● Directions: Gather, from the data below, each line in which the word "styles" occurs.

● Extracted records:
----

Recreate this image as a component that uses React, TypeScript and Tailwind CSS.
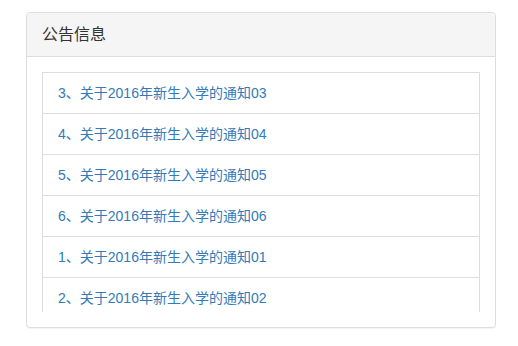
const notices = [
  '3、关于2016年新生入学的通知03',
  '4、关于2016年新生入学的通知04',
  '5、关于2016年新生入学的通知05',
  '6、关于2016年新生入学的通知06',
  '1、关于2016年新生入学的通知01',
  '2、关于2016年新生入学的通知02',
]

export default function App() {
  return (
    <div
      className="w-[518px] h-[346px] bg-white pt-[12px] pl-[26px]"
      style={{ fontFamily: '"Liberation Sans", "Noto Sans CJK SC", sans-serif' }}
    >
      <div className="w-[470px] border border-[#ddd] rounded bg-white shadow-[0_1px_1px_rgba(0,0,0,0.05)]">
        <div className="h-[44px] px-[15px] flex items-center bg-[#f5f5f5] border-b border-[#ddd] rounded-t">
          <h3 className="text-[16px] text-[#333] leading-6">公告信息</h3>
        </div>
        <div className="p-[15px]">
          <div className="h-[240px] overflow-hidden">
            <ul>
              {notices.map((n, i) => (
                <li
                  key={n}
                  className={
                    'px-[15px] py-[10px] border border-[#ddd] text-[14px] leading-5 text-[#337ab7] ' +
                    (i > 0 ? '-mt-px' : '')
                  }
                >
                  <a href="#">{n}</a>
                </li>
              ))}
            </ul>
          </div>
        </div>
      </div>
    </div>
  )
}
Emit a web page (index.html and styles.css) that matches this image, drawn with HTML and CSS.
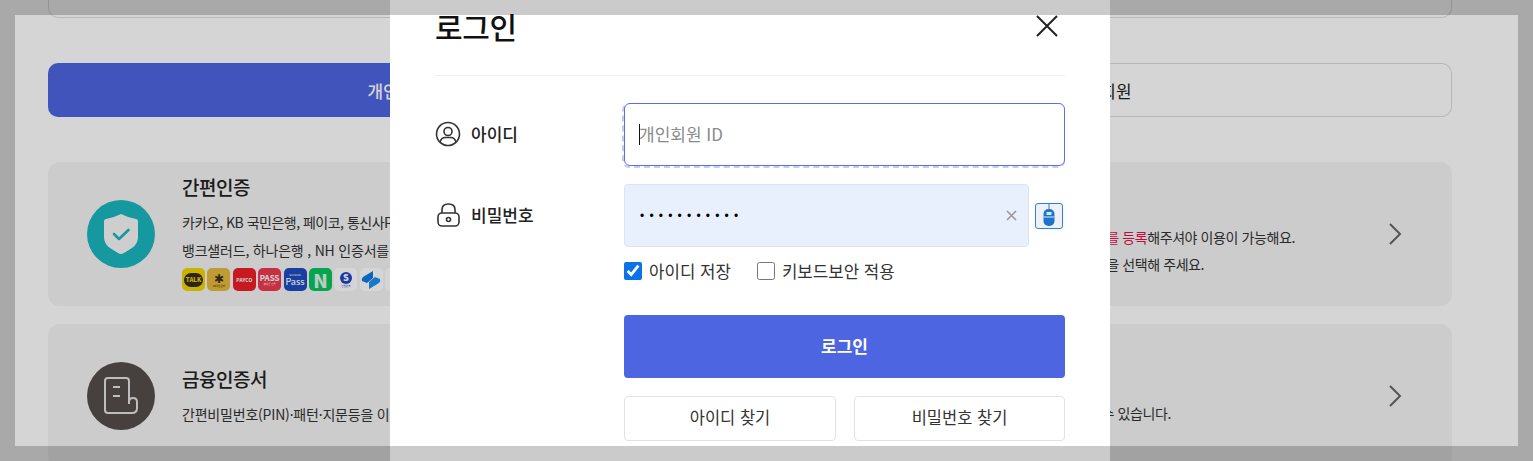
FILE: index.html
```html
<!DOCTYPE html>
<html lang="ko">
<head>
  <meta charset="UTF-8" />
  <title>로그인</title>
  <link rel="stylesheet" href="styles.css">
</head>
<body>
  <div class="page">
    <div class="top-box"></div>

    <div class="tabs">
      <a class="tab tab-on">개인회원</a>
      <a class="tab">기업회원</a>
    </div>

    <div class="card">
      <div class="card-icon icon-teal">
        <svg width="36" height="42" viewBox="0 0 36 42">
          <path d="M18 1 Q26 5 33 6 Q35 6.500 35 8 V24 Q35 31 29 35 L21 40 Q18 42 15 40 L7 35 Q1 31 1 24 V8 Q1 6.500 3 6 Q10 5 18 1 Z" fill="#f7f7f7"/>
          <path d="M11 21 L16 26 L25.500 17" fill="none" stroke="#1ab6bf" stroke-width="2.600" stroke-linecap="round" stroke-linejoin="round"/>
        </svg>
      </div>
      <div class="card-text text-logos">
        <h3>간편인증</h3>
        <p>카카오, KB 국민은행, 페이코, 통신사PASS</p>
        <p class="wide">뱅크샐러드, 하나은행 , NH 인증서를</p>
        <div class="logos">
          <span class="logo logo-talk"><b>TALK</b></span>
          <span class="logo logo-kb"><i>✱</i><small>KB국민은행</small></span>
          <span class="logo logo-payco">PAYCO</span>
          <span class="logo logo-pass">PASS<small>휴대폰 인증</small></span>
          <span class="logo logo-samsung"><small>SAMSUNG</small>Pass</span>
          <span class="logo logo-naver">N</span>
          <span class="logo logo-shinhan"><b>S</b><small>신한은행</small></span>
          <span class="logo logo-toss">
            <svg width="20" height="18" viewBox="0 0 20 18"><path d="M12 0 L2 6 Q0 8 1 10 L6 12 L12 7 Z" fill="#0f7be0"/><path d="M8 18 L18 12 Q20 10 19 8 L14 6 L8 11 Z" fill="#1c8ff2"/></svg>
          </span>
          <span class="logo logo-toss"></span>
        </div>
      </div>
      <div class="card-note note-two">
        <p><em>를 등록</em>해주셔야 이용이 가능해요.</p>
        <p>을 선택해 주세요.</p>
      </div>
      <svg class="chevron" width="14" height="24" viewBox="0 0 14 24"><path d="M2 2 L12 12 L2 22" fill="none" stroke="#666" stroke-width="2"/></svg>
    </div>

    <div class="card">
      <div class="card-icon icon-dark">
        <svg width="36" height="38" viewBox="0 0 36 38">
          <path d="M26 27 V4 Q26 1 23 1 H5 Q2 1 2 4 V33 Q2 36 5 36 H29 Q34 36 34 31 V25 Q34 21 30 21 Q26 21 26 25" fill="none" stroke="#e4e4e4" stroke-width="2"/>
          <path d="M10 10 H17 M10 19 H17" stroke="#e4e4e4" stroke-width="2"/>
        </svg>
      </div>
      <div class="card-text text-plain">
        <h3>금융인증서</h3>
        <p class="wide">간편비밀번호(PIN)·패턴·지문등을 이용</p>
      </div>
      <div class="card-note note-one">
        <p>수 있습니다.</p>
      </div>
      <svg class="chevron" width="14" height="24" viewBox="0 0 14 24"><path d="M2 2 L12 12 L2 22" fill="none" stroke="#666" stroke-width="2"/></svg>
    </div>
  </div>

  <div class="dim"></div>

  <div class="modal">
    <div class="modal-head">
      <h2>로그인</h2>
      <svg width="24" height="24" viewBox="0 0 24 24"><path d="M2 2 L22 22 M22 2 L2 22" stroke="#222" stroke-width="2"/></svg>
    </div>

    <div class="form-row row-id">
      <label>
        <svg width="26" height="26" viewBox="0 0 26 26" fill="none" stroke="#333" stroke-width="1.600">
          <circle cx="13" cy="13" r="11.500"/>
          <circle cx="13" cy="10.500" r="4"/>
          <path d="M5 21 Q6.500 16.500 10 16.500 H16 Q19.500 16.500 21 21"/>
        </svg>
        아이디
      </label>
      <div class="field-focus">
        <input type="text" placeholder="개인회원 ID">
        <span class="caret"></span>
      </div>
    </div>

    <div class="form-row row-pw">
      <label>
        <svg width="26" height="26" viewBox="0 0 26 26" fill="none" stroke="#333" stroke-width="1.600">
          <rect x="3" y="11" width="21" height="13" rx="4"/>
          <path d="M7 11 V7.500 Q7 2 13.500 2 Q20 2 20 7.500 V11"/>
          <circle cx="13.500" cy="17.500" r="2"/>
        </svg>
        비밀번호
      </label>
      <div class="pw-wrap">
        <div class="pw-field">
          <input type="password" value="abcdefghijk">
          <svg class="pw-clear" width="11" height="11" viewBox="0 0 11 11"><path d="M1 1 L10 10 M10 1 L1 10" stroke="#999" stroke-width="1.600"/></svg>
        </div>
        <button class="keypad">
          <svg width="14" height="24" viewBox="0 0 14 24">
            <path d="M7 0 V6" stroke="#2a82d8" stroke-width="1"/>
            <rect x="1.500" y="5" width="11" height="17" rx="5" fill="#1d74d0"/>
            <rect x="4.500" y="8" width="5" height="3" fill="#d8e8f8"/>
            <path d="M1.500 13 H12.500" stroke="#d8e8f8" stroke-width="1"/>
          </svg>
        </button>
      </div>
    </div>

    <div class="checks">
      <label><input type="checkbox" checked> 아이디 저장</label>
      <label><input type="checkbox"> 키보드보안 적용</label>
    </div>

    <button class="btn-login">로그인</button>

    <div class="find-row">
      <button>아이디 찾기</button>
      <button>비밀번호 찾기</button>
    </div>
  </div>

  <div class="frame"></div>
</body>
</html>
```

FILE: styles.css
```css
* {
  box-sizing: border-box;
}

html, body {
  margin: 0;
  height: 461px;
  overflow: hidden;
}

body {
  font-family: "Noto Sans CJK KR", "Noto Sans", sans-serif;
  background: #fff;
  color: #222;
  position: relative;
}

h2, h3, p {
  margin: 0;
}

.page {
  width: 1500px;
  height: 461px;
  padding: 0 48px;
  overflow: hidden;
}

.top-box {
  height: 18px;
  border: 1px solid #dedede;
  border-top: none;
  border-radius: 0 0 10px 10px;
  margin-bottom: 45px;
}

/* tabs */
.tabs {
  display: flex;
  margin-bottom: 45px;
}

.tab {
  flex: 1;
  height: 54px;
  display: flex;
  align-items: center;
  justify-content: center;
  font-size: 17px;
  border: 1px solid #dcdcdc;
  border-left: none;
  border-radius: 0 10px 10px 0;
}

.tab-on {
  background: #4e65e1;
  border: none;
  border-radius: 10px 0 0 10px;
  color: #fff;
  font-weight: 500;
}

/* cards */
.card {
  height: 144px;
  margin-bottom: 18px;
  background: #f5f5f5;
  border-radius: 12px;
  padding-left: 39px;
  display: flex;
  align-items: center;
  letter-spacing: -0.5px;
}

.card-icon {
  width: 68px;
  height: 68px;
  border-radius: 50%;
  flex: none;
  display: flex;
  align-items: center;
  justify-content: center;
}

.icon-teal {
  background: #1ab6bf;
}

.icon-dark {
  background: #544e4c;
}

.card-text {
  margin-left: 27px;
  width: 208px;
  flex: none;
  white-space: nowrap;
}

.text-logos {
  padding-bottom: 3px;
}

.text-plain {
  padding-top: 2px;
}

.card h3 {
  font-size: 19px;
  font-weight: 500;
  line-height: 26px;
  margin-bottom: 8px;
}

.card p {
  font-size: 14px;
  line-height: 28px;
  color: #333;
}

.card p.wide {
  letter-spacing: -0.2px;
}

.card-note {
  margin-left: auto;
  white-space: nowrap;
  letter-spacing: -0.4px;
}

.note-two {
  padding-top: 33px;
}

.note-one {
  padding-top: 34px;
}

.card-note p {
  line-height: 27px;
}

.card-note em {
  font-style: normal;
  color: #e0134f;
}

.chevron {
  flex: none;
  margin-right: 50px;
}

.note-two + .chevron {
  margin-left: 93px;
}

.note-one + .chevron {
  margin-left: 217px;
}

.logos {
  display: flex;
  gap: 2.400px;
  margin-top: 4px;
}

.logo {
  width: 23px;
  height: 23px;
  flex: none;
  border-radius: 5px;
  display: flex;
  flex-direction: column;
  align-items: center;
  justify-content: center;
  color: #fff;
  letter-spacing: 0;
  font-size: 6px;
  font-weight: 700;
  line-height: 1;
}

.logo small {
  font-size: 2.500px;
  font-weight: 400;
  line-height: 4px;
  white-space: nowrap;
}

.logo-talk {
  background: #f0d800;
}

.logo-talk b {
  background: #3a2a20;
  color: #f0d800;
  font-size: 6px;
  border-radius: 8px;
  padding: 4px 2px;
}

.logo-kb {
  background: #e6b93c;
  color: #3a3020;
}

.logo-kb i {
  font-style: normal;
  font-weight: 400;
  font-size: 12px;
  line-height: 12px;
}

.logo-payco {
  background: #ef2027;
  font-size: 5px;
}

.logo-pass {
  background: #ef3a50;
  font-size: 8px;
}

.logo-samsung {
  background: #1f4cc0;
  font-size: 9px;
  font-weight: 500;
}

.logo-naver {
  background: #06c65f;
  color: #dff5e8;
  font-size: 19px;
  font-weight: 900;
}

.logo-shinhan {
  background: #fff;
  color: #1f45c8;
}

.logo-shinhan b {
  width: 12px;
  height: 12px;
  border-radius: 50%;
  background: #1f45c8;
  color: #fff;
  font-size: 9px;
  display: flex;
  align-items: center;
  justify-content: center;
}

.logo-toss {
  background: #fff;
}

/* overlays */
.dim {
  position: absolute;
  inset: 0;
  background: rgba(0, 0, 0, 0.165);
}

.frame {
  position: absolute;
  inset: 0;
  border: 15px solid rgba(0, 0, 0, 0.205);
}

.modal {
  position: absolute;
  left: 390px;
  top: 0;
  width: 720px;
  height: 461px;
  background: #fff;
  padding: 0 45px;
  overflow: hidden;
}

.modal-head {
  height: 76px;
  border-bottom: 1px solid #f0f0f0;
  display: flex;
  justify-content: space-between;
  align-items: flex-start;
  padding-top: 5px;
  margin-bottom: 27px;
}

.modal-head h2 {
  font-size: 30px;
  font-weight: 500;
  line-height: 42px;
  letter-spacing: -0.3px;
  color: #111;
}

.modal-head svg {
  margin: 9px 6px 0 0;
}

.form-row {
  display: flex;
  align-items: center;
}

.form-row > label {
  width: 189px;
  display: flex;
  align-items: center;
  gap: 10px;
  font-size: 17px;
  font-weight: 500;
  flex: none;
  margin-top: -2px;
}

.row-pw {
  margin-top: 18px;
}

.field-focus {
  position: relative;
  width: 441px;
  height: 63px;
}

/* dashed focus ring, only shows at the left and bottom */
.field-focus::before {
  content: "";
  position: absolute;
  inset: 0 0 -2px -2px;
  border: 2px dashed #c4cbf5;
  border-radius: 7px;
}

.field-focus input {
  position: relative;
  width: 100%;
  height: 100%;
  border: 1px solid #5a6fe5;
  border-radius: 6px;
  background: #fff;
  padding: 0 14px 2px;
  font: inherit;
  font-size: 17px;
  outline: none;
}

.field-focus input::placeholder {
  color: #8a8a8a;
}

.caret {
  position: absolute;
  left: 15px;
  top: 21px;
  width: 1px;
  height: 21px;
  background: #111;
}

.pw-wrap {
  display: flex;
  align-items: center;
  width: 441px;
}

.pw-field {
  position: relative;
  width: 405px;
  height: 63px;
}

.pw-field input {
  width: 100%;
  height: 100%;
  border: 1px solid #e0e3ea;
  border-radius: 4px;
  background: #e8f0fe;
  padding: 1px 15px 0;
  font-family: "Liberation Sans", sans-serif;
  font-size: 12px;
  letter-spacing: 5.200px;
  outline: none;
}

.pw-clear {
  position: absolute;
  right: 12px;
  top: 26px;
}

.keypad {
  width: 28px;
  height: 26px;
  margin-left: 6px;
  padding: 0;
  border: 1px solid #2a82d8;
  border-radius: 3px;
  background: #eef1f6;
  display: flex;
  justify-content: center;
  overflow: hidden;
}

.checks {
  display: flex;
  gap: 26px;
  margin: 12px 0 0 189px;
  font-size: 16.800px;
  color: #333;
}

.checks label {
  display: flex;
  align-items: center;
  gap: 7px;
  line-height: 24px;
}

.checks input {
  width: 18px;
  height: 18px;
  margin: 0;
  accent-color: #0b72e7;
}

.btn-login {
  display: block;
  width: 441px;
  height: 63px;
  margin: 32px 0 0 189px;
  padding: 0 0 2px;
  border: none;
  border-radius: 4px;
  background: #4e65e1;
  color: #fff;
  font: inherit;
  font-size: 17px;
  font-weight: 700;
}

.find-row {
  display: flex;
  justify-content: space-between;
  margin: 18px 0 0 189px;
  width: 441px;
}

.find-row button {
  width: 212px;
  height: 45px;
  padding: 0 0 3px;
  border: 1px solid #e2e2e2;
  border-radius: 4px;
  background: #fff;
  color: #333;
  font: inherit;
  font-size: 16.500px;
}

.find-row button + button {
  width: 211px;
}
```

----

● Expected output:
Emit a web page (index.html and styles.css) that matches this image, drawn with HTML and CSS.
  <link rel="stylesheet" href="styles.css">
FILE: styles.css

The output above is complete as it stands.